▶ _Stated exercise_: Transcribe every line exactly. Leave the pictures behind.

#####

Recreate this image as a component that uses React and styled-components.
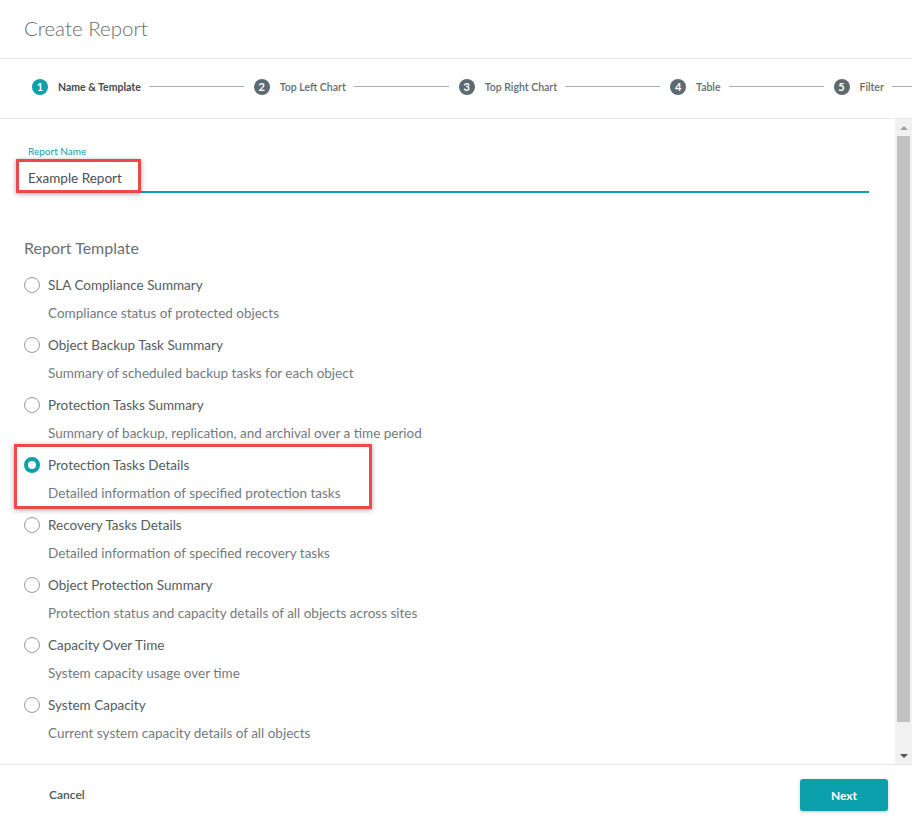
import styled, { createGlobalStyle } from "styled-components";

const GlobalStyle = createGlobalStyle`
  html, body {
    margin: 0;
    padding: 0;
    background: #ffffff;
    font-family: Lato, "Open Sans", sans-serif;
  }
  * {
    box-sizing: border-box;
  }
`;

const teal = "#0ba0ab";

const Dialog = styled.div`
  width: 912px;
  height: 825px;
  display: flex;
  flex-direction: column;
  background: #fff;
  overflow: hidden;
`;

const Header = styled.div`
  height: 59px;
  padding: 0 24px 2px;
  display: flex;
  align-items: center;
  border-bottom: 1px solid #e8e8e8;
  font-size: 20.5px;
  font-weight: 300;
  color: #6b6b6b;
`;

const Stepper = styled.div`
  height: 60px;
  flex-shrink: 0;
  padding: 0 0 4px 32px;
  display: flex;
  align-items: center;
  border-bottom: 1px solid #e8e8e8;
  overflow: hidden;
  white-space: nowrap;
`;

const Step = styled.div`
  display: flex;
  align-items: center;
  flex-shrink: 0;
`;

const StepNum = styled.span`
  width: 16px;
  height: 16px;
  border-radius: 50%;
  background: ${(p) => (p.$active ? teal : "#5d6a6f")};
  color: #fff;
  font-size: 11px;
  font-weight: 700;
  display: flex;
  align-items: center;
  justify-content: center;
`;

const StepLabel = styled.span`
  margin-left: 10px;
  font-size: 10.5px;
  font-weight: ${(p) => (p.$active ? 700 : 600)};
  color: ${(p) => (p.$active ? "#3f4a50" : "#626c70")};
`;

const StepLine = styled.span`
  width: 95px;
  height: 1px;
  background: #a8adb0;
  margin: 0 10px 0 8px;
`;

const Body = styled.div`
  flex: 1;
  min-height: 0;
  display: flex;
`;

const Content = styled.div`
  flex: 1;
  min-width: 0;
  overflow: hidden;
  padding: 26px 26px 0 24px;
`;

const ScrollBar = styled.div`
  width: 17px;
  flex-shrink: 0;
  background: #f1f1f1;
  display: flex;
  flex-direction: column;
  align-items: center;
`;

const ScrollArrow = styled.div`
  height: 17px;
  width: 100%;
  display: flex;
  align-items: center;
  justify-content: center;
  &::before {
    content: "";
    border-left: 4px solid transparent;
    border-right: 4px solid transparent;
    ${(p) => (p.$down ? "border-top: 4px solid #505050;" : "border-bottom: 4px solid #a3a3a3;")}
  }
`;

const ScrollTrack = styled.div`
  flex: 1;
  width: 100%;
  padding: 0 2px 25px;
  display: flex;
`;

const ScrollThumb = styled.div`
  flex: 1;
  background: #c1c1c1;
`;

const FieldLabel = styled.div`
  font-size: 10px;
  color: ${teal};
  margin-left: 4px;
`;

const InputWrap = styled.div`
  position: relative;
  margin-top: 8px;
  border-bottom: 2px solid ${teal};
  padding: 2px 0 2px 4px;
`;

const TextInput = styled.div`
  font-size: 13.5px;
  color: #4a4f52;
  line-height: 22px;
`;

const Highlight = styled.div`
  position: absolute;
  border: 3px solid #f0474a;
  box-shadow: 0 1px 5px rgba(0, 0, 0, 0.35);
  pointer-events: none;
`;

const SectionTitle = styled.div`
  margin-top: 45px;
  font-size: 16px;
  color: #6a7073;
`;

const Options = styled.div`
  margin-top: 18px;
  display: flex;
  flex-direction: column;
`;

const Option = styled.div`
  position: relative;
  height: 60px;
  display: grid;
  grid-template-columns: 24px 1fr;
  grid-template-rows: 20px 36px;
  align-items: center;
`;

const Radio = styled.span`
  width: 16px;
  height: 16px;
  border-radius: 50%;
  border: ${(p) => (p.$checked ? `4px solid ${teal}` : "1px solid #969c9f")};
  background: #fff;
`;

const OptionTitle = styled.div`
  font-size: 13.5px;
  color: #555b5e;
`;

const OptionDesc = styled.div`
  grid-column: 2;
  font-size: 13.5px;
  color: #737a7d;
`;

const Footer = styled.div`
  height: 61px;
  flex-shrink: 0;
  border-top: 1px solid #e6e6e6;
  display: flex;
  align-items: center;
  justify-content: space-between;
  padding: 0 24px 0 49px;
`;

const CancelButton = styled.button`
  border: none;
  background: none;
  padding: 0 0 2px;
  font-family: inherit;
  font-size: 12px;
  font-weight: 600;
  color: #4c5356;
`;

const NextButton = styled.button`
  width: 88px;
  height: 32px;
  border: none;
  border-radius: 3px;
  background: ${teal};
  color: #fff;
  font-family: inherit;
  font-size: 12px;
  font-weight: 700;
  box-shadow: 0 1px 3px rgba(0, 0, 0, 0.25);
`;

const steps = ["Name & Template", "Top Left Chart", "Top Right Chart", "Table", "Filter"];

const templates = [
  ["SLA Compliance Summary", "Compliance status of protected objects"],
  ["Object Backup Task Summary", "Summary of scheduled backup tasks for each object"],
  ["Protection Tasks Summary", "Summary of backup, replication, and archival over a time period"],
  ["Protection Tasks Details", "Detailed information of specified protection tasks"],
  ["Recovery Tasks Details", "Detailed information of specified recovery tasks"],
  ["Object Protection Summary", "Protection status and capacity details of all objects across sites"],
  ["Capacity Over Time", "System capacity usage over time"],
  ["System Capacity", "Current system capacity details of all objects"],
];

export default function App() {
  const selected = 3;
  return (
    <Dialog>
      <GlobalStyle />
      <Header>Create Report</Header>
      <Stepper>
        {steps.map((s, i) => (
          <Step key={s}>
            <StepNum $active={i === 0}>{i + 1}</StepNum>
            <StepLabel $active={i === 0}>{s}</StepLabel>
            <StepLine />
          </Step>
        ))}
      </Stepper>
      <Body>
        <Content>
          <FieldLabel>Report Name</FieldLabel>
          <InputWrap>
            <TextInput>Example Report</TextInput>
            <Highlight style={{ left: -8, top: -6, width: 125, height: 34 }} />
          </InputWrap>
          <SectionTitle>Report Template</SectionTitle>
          <Options>
            {templates.map(([title, desc], i) => (
              <Option key={title}>
                <Radio $checked={i === selected} />
                <OptionTitle>{title}</OptionTitle>
                <OptionDesc>{desc}</OptionDesc>
                {i === selected && (
                  <Highlight style={{ left: -10, top: -11, width: 358, height: 65 }} />
                )}
              </Option>
            ))}
          </Options>
        </Content>
        <ScrollBar>
          <ScrollArrow />
          <ScrollTrack>
            <ScrollThumb />
          </ScrollTrack>
          <ScrollArrow $down />
        </ScrollBar>
      </Body>
      <Footer>
        <CancelButton>Cancel</CancelButton>
        <NextButton>Next</NextButton>
      </Footer>
    </Dialog>
  );
}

#####

▶ _Completed exercise_:
Recreate this image as a component that uses React and styled-components.
import styled, { createGlobalStyle } from "styled-components";

const GlobalStyle = createGlobalStyle`
  html, body {
    margin: 0;
    padding: 0;
    background: #ffffff;
    font-family: Lato, "Open Sans", sans-serif;
  }
  * {
    box-sizing: border-box;
  }
`;

const teal = "#0ba0ab";

const Dialog = styled.div`
  width: 912px;
  height: 825px;
  display: flex;
  flex-direction: column;
  background: #fff;
  overflow: hidden;
`;

const Header = styled.div`
  height: 59px;
  padding: 0 24px 2px;
  display: flex;
  align-items: center;
  border-bottom: 1px solid #e8e8e8;
  font-size: 20.5px;
  font-weight: 300;
  color: #6b6b6b;
`;

const Stepper = styled.div`
  height: 60px;
  flex-shrink: 0;
  padding: 0 0 4px 32px;
  display: flex;
  align-items: center;
  border-bottom: 1px solid #e8e8e8;
  overflow: hidden;
  white-space: nowrap;
`;

const Step = styled.div`
  display: flex;
  align-items: center;
  flex-shrink: 0;
`;

const StepNum = styled.span`
  width: 16px;
  height: 16px;
  border-radius: 50%;
  background: ${(p) => (p.$active ? teal : "#5d6a6f")};
  color: #fff;
  font-size: 11px;
  font-weight: 700;
  display: flex;
  align-items: center;
  justify-content: center;
`;

const StepLabel = styled.span`
  margin-left: 10px;
  font-size: 10.5px;
  font-weight: ${(p) => (p.$active ? 700 : 600)};
  color: ${(p) => (p.$active ? "#3f4a50" : "#626c70")};
`;

const StepLine = styled.span`
  width: 95px;
  height: 1px;
  background: #a8adb0;
  margin: 0 10px 0 8px;
`;

const Body = styled.div`
  flex: 1;
  min-height: 0;
  display: flex;
`;

const Content = styled.div`
  flex: 1;
  min-width: 0;
  overflow: hidden;
  padding: 26px 26px 0 24px;
`;

const ScrollBar = styled.div`
  width: 17px;
  flex-shrink: 0;
  background: #f1f1f1;
  display: flex;
  flex-direction: column;
  align-items: center;
`;

const ScrollArrow = styled.div`
  height: 17px;
  width: 100%;
  display: flex;
  align-items: center;
  justify-content: center;
  &::before {
    content: "";
    border-left: 4px solid transparent;
    border-right: 4px solid transparent;
    ${(p) => (p.$down ? "border-top: 4px solid #505050;" : "border-bottom: 4px solid #a3a3a3;")}
  }
`;

const ScrollTrack = styled.div`
  flex: 1;
  width: 100%;
  padding: 0 2px 25px;
  display: flex;
`;

const ScrollThumb = styled.div`
  flex: 1;
  background: #c1c1c1;
`;

const FieldLabel = styled.div`
  font-size: 10px;
  color: ${teal};
  margin-left: 4px;
`;

const InputWrap = styled.div`
  position: relative;
  margin-top: 8px;
  border-bottom: 2px solid ${teal};
  padding: 2px 0 2px 4px;
`;

const TextInput = styled.div`
  font-size: 13.5px;
  color: #4a4f52;
  line-height: 22px;
`;

const Highlight = styled.div`
  position: absolute;
  border: 3px solid #f0474a;
  box-shadow: 0 1px 5px rgba(0, 0, 0, 0.35);
  pointer-events: none;
`;

const SectionTitle = styled.div`
  margin-top: 45px;
  font-size: 16px;
  color: #6a7073;
`;

const Options = styled.div`
  margin-top: 18px;
  display: flex;
  flex-direction: column;
`;

const Option = styled.div`
  position: relative;
  height: 60px;
  display: grid;
  grid-template-columns: 24px 1fr;
  grid-template-rows: 20px 36px;
  align-items: center;
`;

const Radio = styled.span`
  width: 16px;
  height: 16px;
  border-radius: 50%;
  border: ${(p) => (p.$checked ? `4px solid ${teal}` : "1px solid #969c9f")};
  background: #fff;
`;

const OptionTitle = styled.div`
  font-size: 13.5px;
  color: #555b5e;
`;

const OptionDesc = styled.div`
  grid-column: 2;
  font-size: 13.5px;
  color: #737a7d;
`;

const Footer = styled.div`
  height: 61px;
  flex-shrink: 0;
  border-top: 1px solid #e6e6e6;
  display: flex;
  align-items: center;
  justify-content: space-between;
  padding: 0 24px 0 49px;
`;

const CancelButton = styled.button`
  border: none;
  background: none;
  padding: 0 0 2px;
  font-family: inherit;
  font-size: 12px;
  font-weight: 600;
  color: #4c5356;
`;

const NextButton = styled.button`
  width: 88px;
  height: 32px;
  border: none;
  border-radius: 3px;
  background: ${teal};
  color: #fff;
  font-family: inherit;
  font-size: 12px;
  font-weight: 700;
  box-shadow: 0 1px 3px rgba(0, 0, 0, 0.25);
`;

const steps = ["Name & Template", "Top Left Chart", "Top Right Chart", "Table", "Filter"];

const templates = [
  ["SLA Compliance Summary", "Compliance status of protected objects"],
  ["Object Backup Task Summary", "Summary of scheduled backup tasks for each object"],
  ["Protection Tasks Summary", "Summary of backup, replication, and archival over a time period"],
  ["Protection Tasks Details", "Detailed information of specified protection tasks"],
  ["Recovery Tasks Details", "Detailed information of specified recovery tasks"],
  ["Object Protection Summary", "Protection status and capacity details of all objects across sites"],
  ["Capacity Over Time", "System capacity usage over time"],
  ["System Capacity", "Current system capacity details of all objects"],
];

export default function App() {
  const selected = 3;
  return (
    <Dialog>
      <GlobalStyle />
      <Header>Create Report</Header>
      <Stepper>
        {steps.map((s, i) => (
          <Step key={s}>
            <StepNum $active={i === 0}>{i + 1}</StepNum>
            <StepLabel $active={i === 0}>{s}</StepLabel>
            <StepLine />
          </Step>
        ))}
      </Stepper>
      <Body>
        <Content>
          <FieldLabel>Report Name</FieldLabel>
          <InputWrap>
            <TextInput>Example Report</TextInput>
            <Highlight style={{ left: -8, top: -6, width: 125, height: 34 }} />
          </InputWrap>
          <SectionTitle>Report Template</SectionTitle>
          <Options>
            {templates.map(([title, desc], i) => (
              <Option key={title}>
                <Radio $checked={i === selected} />
                <OptionTitle>{title}</OptionTitle>
                <OptionDesc>{desc}</OptionDesc>
                {i === selected && (
                  <Highlight style={{ left: -10, top: -11, width: 358, height: 65 }} />
                )}
              </Option>
            ))}
          </Options>
        </Content>
        <ScrollBar>
          <ScrollArrow />
          <ScrollTrack>
            <ScrollThumb />
          </ScrollTrack>
          <ScrollArrow $down />
        </ScrollBar>
      </Body>
      <Footer>
        <CancelButton>Cancel</CancelButton>
        <NextButton>Next</NextButton>
      </Footer>
    </Dialog>
  );
}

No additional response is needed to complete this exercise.